A cet égard, je partage les suggestions que M. de Montesquiou avait formulées dans une proposition de loi, et le Gouvernement s'en est fortement inspiré, comme il s'est inspiré des débats du Sénat en prenant l'engagement que soit organisé régulièrement au Parlement, si possible chaque mois, un débat sur la transposition législative des directives européennes.
Il faut absolument que nous prenions nos responsabilités, car nous serons ainsi beaucoup plus forts pour discuter, voire pour nous opposer aux directives que nous ne souhaitons pas ensuite voir transposer.
En conclusion, je dirai que le débat d'aujourd'hui est essentiellement un débat budgétaire.

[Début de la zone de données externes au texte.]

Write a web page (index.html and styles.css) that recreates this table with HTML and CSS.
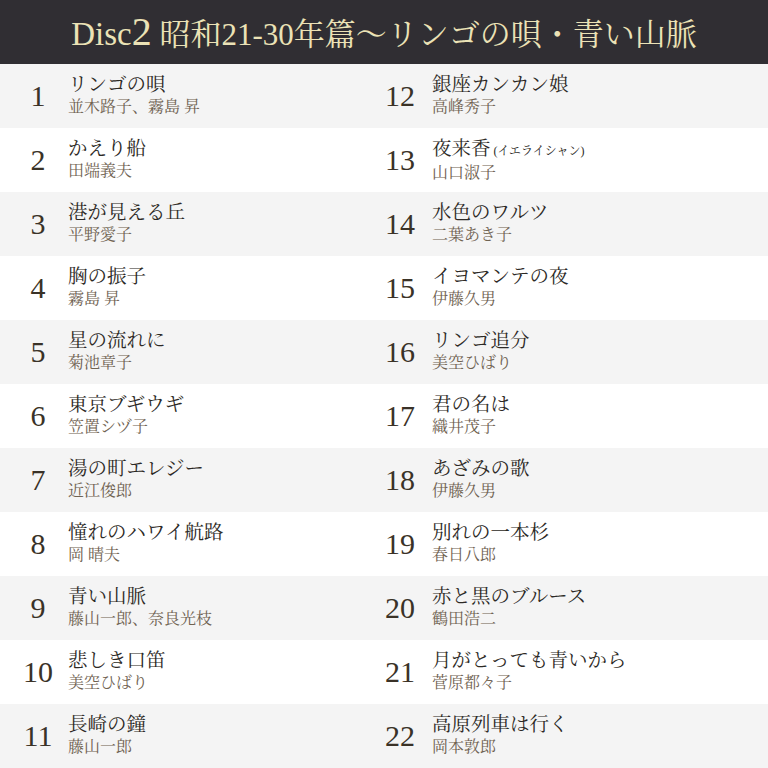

Mais ce débat doit nous faire prendre conscience, à nous Français, en tant que pionniers de l'Europe depuis son origine - puisque cette construction tout à fait hors du commun qui est devenue l'Union européenne est un peu sortie, après la guerre, de l'imagination de nos concitoyens visionnaires, qu'il s'agisse de chefs d'Etat, de diplomates ou de ministres -, que la politique européenne requiert un véritable travail de pédagogie.
Ce travail a déjà commencé ici, au Parlement, par cette discussion sur les moyens de l'Europe et ses ambitions politiques. (Applaudissements sur les travées du RPR, des Républicains et Indépendants et de l'Union centriste, ainsi que sur certaines travées du RDSE.)
M. le président. Je mets aux voix l'article 33.

(L'article 33 est adopté.)
M. le président. Nous avons achevé l'examen de l'article 33 relatif à la participation de la France au budget des Communautés européennes.